Exact reproduction of the data is required, with images excluded.

**** SUPPLIED INFORMATION

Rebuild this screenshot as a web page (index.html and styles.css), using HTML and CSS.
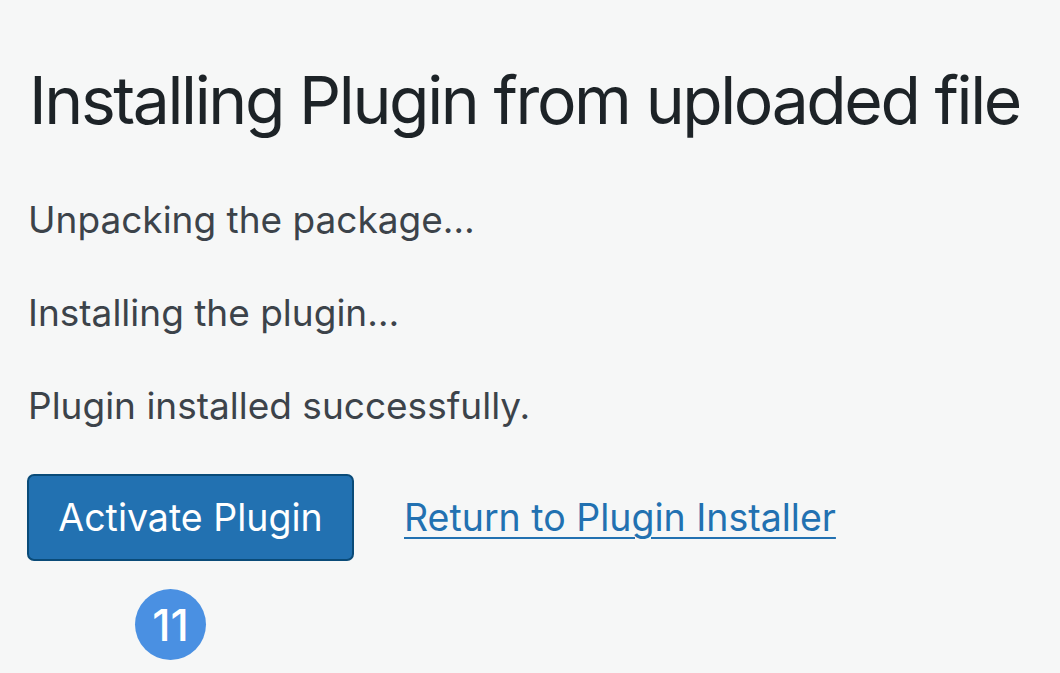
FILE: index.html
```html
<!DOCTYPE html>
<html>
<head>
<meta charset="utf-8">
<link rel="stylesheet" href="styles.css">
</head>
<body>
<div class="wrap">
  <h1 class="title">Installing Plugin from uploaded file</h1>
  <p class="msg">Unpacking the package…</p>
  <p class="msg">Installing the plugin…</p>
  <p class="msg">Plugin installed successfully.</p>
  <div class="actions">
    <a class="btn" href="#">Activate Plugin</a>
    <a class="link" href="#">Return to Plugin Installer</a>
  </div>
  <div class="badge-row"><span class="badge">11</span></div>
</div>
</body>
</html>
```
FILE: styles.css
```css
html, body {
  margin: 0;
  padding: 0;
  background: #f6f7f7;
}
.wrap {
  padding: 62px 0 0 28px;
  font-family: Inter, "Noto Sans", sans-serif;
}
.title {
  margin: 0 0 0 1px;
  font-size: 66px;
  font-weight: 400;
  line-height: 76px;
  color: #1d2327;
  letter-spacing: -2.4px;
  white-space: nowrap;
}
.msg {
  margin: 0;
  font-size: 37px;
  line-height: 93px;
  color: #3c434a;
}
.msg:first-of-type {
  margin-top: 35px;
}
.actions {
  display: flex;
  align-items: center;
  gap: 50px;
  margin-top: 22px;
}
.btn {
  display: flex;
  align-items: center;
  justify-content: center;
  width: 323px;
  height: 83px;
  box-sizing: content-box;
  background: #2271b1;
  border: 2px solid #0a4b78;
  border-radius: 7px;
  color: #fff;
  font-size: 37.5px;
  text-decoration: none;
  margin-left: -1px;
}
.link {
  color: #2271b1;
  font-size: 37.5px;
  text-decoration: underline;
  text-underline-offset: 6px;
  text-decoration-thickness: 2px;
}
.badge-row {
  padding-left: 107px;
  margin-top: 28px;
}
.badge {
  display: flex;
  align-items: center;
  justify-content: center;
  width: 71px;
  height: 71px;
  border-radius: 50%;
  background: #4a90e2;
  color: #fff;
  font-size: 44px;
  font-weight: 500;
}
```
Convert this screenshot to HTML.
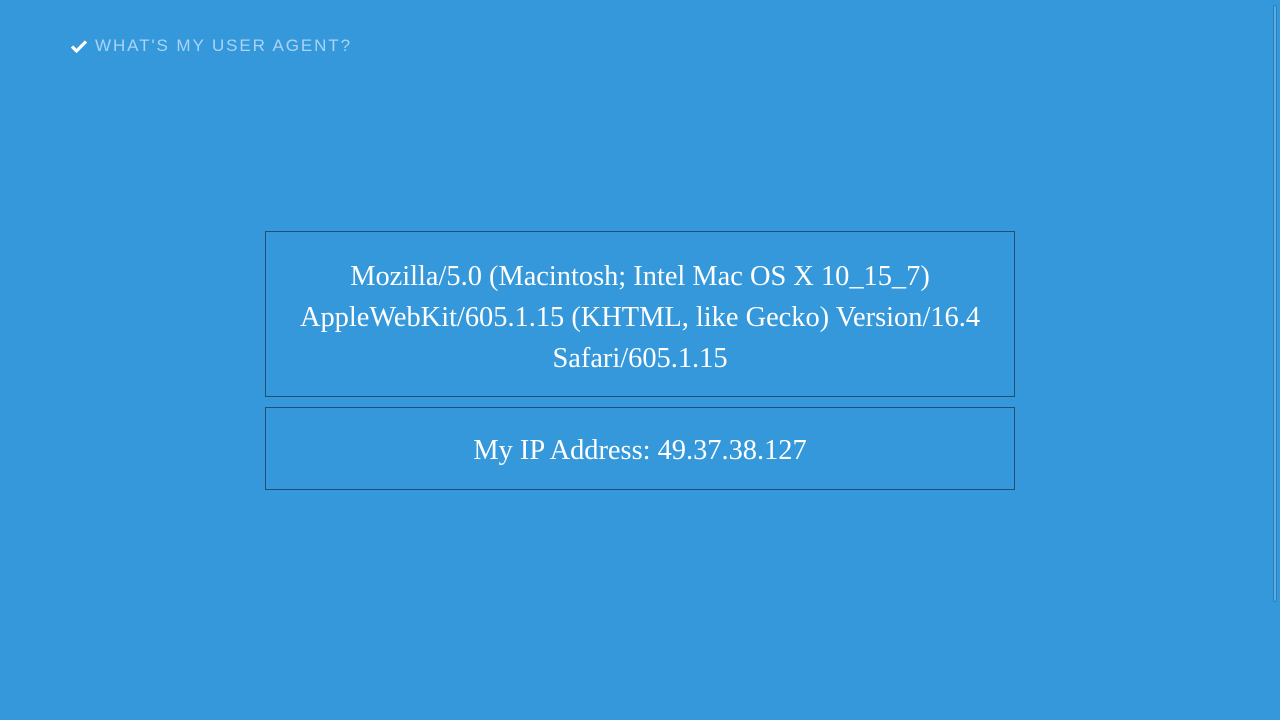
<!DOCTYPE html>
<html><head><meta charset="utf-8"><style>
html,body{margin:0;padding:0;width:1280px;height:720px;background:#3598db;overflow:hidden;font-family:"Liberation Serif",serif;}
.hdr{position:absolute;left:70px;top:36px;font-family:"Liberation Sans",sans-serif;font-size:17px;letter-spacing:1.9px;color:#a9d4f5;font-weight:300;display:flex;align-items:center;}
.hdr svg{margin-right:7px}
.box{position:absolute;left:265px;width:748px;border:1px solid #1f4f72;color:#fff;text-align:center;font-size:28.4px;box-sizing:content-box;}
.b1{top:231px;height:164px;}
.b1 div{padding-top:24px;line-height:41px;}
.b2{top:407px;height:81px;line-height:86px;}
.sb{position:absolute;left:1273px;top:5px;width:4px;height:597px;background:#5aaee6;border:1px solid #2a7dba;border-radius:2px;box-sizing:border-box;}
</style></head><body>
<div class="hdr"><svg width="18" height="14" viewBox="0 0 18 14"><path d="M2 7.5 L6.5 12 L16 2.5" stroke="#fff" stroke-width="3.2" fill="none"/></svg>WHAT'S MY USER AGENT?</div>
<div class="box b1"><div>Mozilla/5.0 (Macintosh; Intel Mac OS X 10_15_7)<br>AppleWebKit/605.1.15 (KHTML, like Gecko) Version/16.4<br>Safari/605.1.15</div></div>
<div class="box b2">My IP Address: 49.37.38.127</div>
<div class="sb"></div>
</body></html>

********

** TASK OUTPUT **
Rebuild this screenshot as a web page (index.html and styles.css), using HTML and CSS.
FILE: index.html
```html
<!DOCTYPE html>
<html>
<head>
<meta charset="utf-8">
<link rel="stylesheet" href="styles.css">
</head>
<body>
<div class="wrap">
  <h1 class="title">Installing Plugin from uploaded file</h1>
  <p class="msg">Unpacking the package…</p>
  <p class="msg">Installing the plugin…</p>
  <p class="msg">Plugin installed successfully.</p>
  <div class="actions">
    <a class="btn" href="#">Activate Plugin</a>
    <a class="link" href="#">Return to Plugin Installer</a>
  </div>
  <div class="badge-row"><span class="badge">11</span></div>
</div>
</body>
</html>
```
FILE: styles.css
```css
html, body {
  margin: 0;
  padding: 0;
  background: #f6f7f7;
}
.wrap {
  padding: 62px 0 0 28px;
  font-family: Inter, "Noto Sans", sans-serif;
}
.title {
  margin: 0 0 0 1px;
  font-size: 66px;
  font-weight: 400;
  line-height: 76px;
  color: #1d2327;
  letter-spacing: -2.4px;
  white-space: nowrap;
}
.msg {
  margin: 0;
  font-size: 37px;
  line-height: 93px;
  color: #3c434a;
}
.msg:first-of-type {
  margin-top: 35px;
}
.actions {
  display: flex;
  align-items: center;
  gap: 50px;
  margin-top: 22px;
}
.btn {
  display: flex;
  align-items: center;
  justify-content: center;
  width: 323px;
  height: 83px;
  box-sizing: content-box;
  background: #2271b1;
  border: 2px solid #0a4b78;
  border-radius: 7px;
  color: #fff;
  font-size: 37.5px;
  text-decoration: none;
  margin-left: -1px;
}
.link {
  color: #2271b1;
  font-size: 37.5px;
  text-decoration: underline;
  text-underline-offset: 6px;
  text-decoration-thickness: 2px;
}
.badge-row {
  padding-left: 107px;
  margin-top: 28px;
}
.badge {
  display: flex;
  align-items: center;
  justify-content: center;
  width: 71px;
  height: 71px;
  border-radius: 50%;
  background: #4a90e2;
  color: #fff;
  font-size: 44px;
  font-weight: 500;
}
```
Convert this screenshot to HTML.
<!DOCTYPE html>
<html><head><meta charset="utf-8"><style>
html,body{margin:0;padding:0;width:1280px;height:720px;background:#3598db;overflow:hidden;font-family:"Liberation Serif",serif;}
.hdr{position:absolute;left:70px;top:36px;font-family:"Liberation Sans",sans-serif;font-size:17px;letter-spacing:1.9px;color:#a9d4f5;font-weight:300;display:flex;align-items:center;}
.hdr svg{margin-right:7px}
.box{position:absolute;left:265px;width:748px;border:1px solid #1f4f72;color:#fff;text-align:center;font-size:28.4px;box-sizing:content-box;}
.b1{top:231px;height:164px;}
.b1 div{padding-top:24px;line-height:41px;}
.b2{top:407px;height:81px;line-height:86px;}
.sb{position:absolute;left:1273px;top:5px;width:4px;height:597px;background:#5aaee6;border:1px solid #2a7dba;border-radius:2px;box-sizing:border-box;}
</style></head><body>
<div class="hdr"><svg width="18" height="14" viewBox="0 0 18 14"><path d="M2 7.5 L6.5 12 L16 2.5" stroke="#fff" stroke-width="3.2" fill="none"/></svg>WHAT'S MY USER AGENT?</div>
<div class="box b1"><div>Mozilla/5.0 (Macintosh; Intel Mac OS X 10_15_7)<br>AppleWebKit/605.1.15 (KHTML, like Gecko) Version/16.4<br>Safari/605.1.15</div></div>
<div class="box b2">My IP Address: 49.37.38.127</div>
<div class="sb"></div>
</body></html>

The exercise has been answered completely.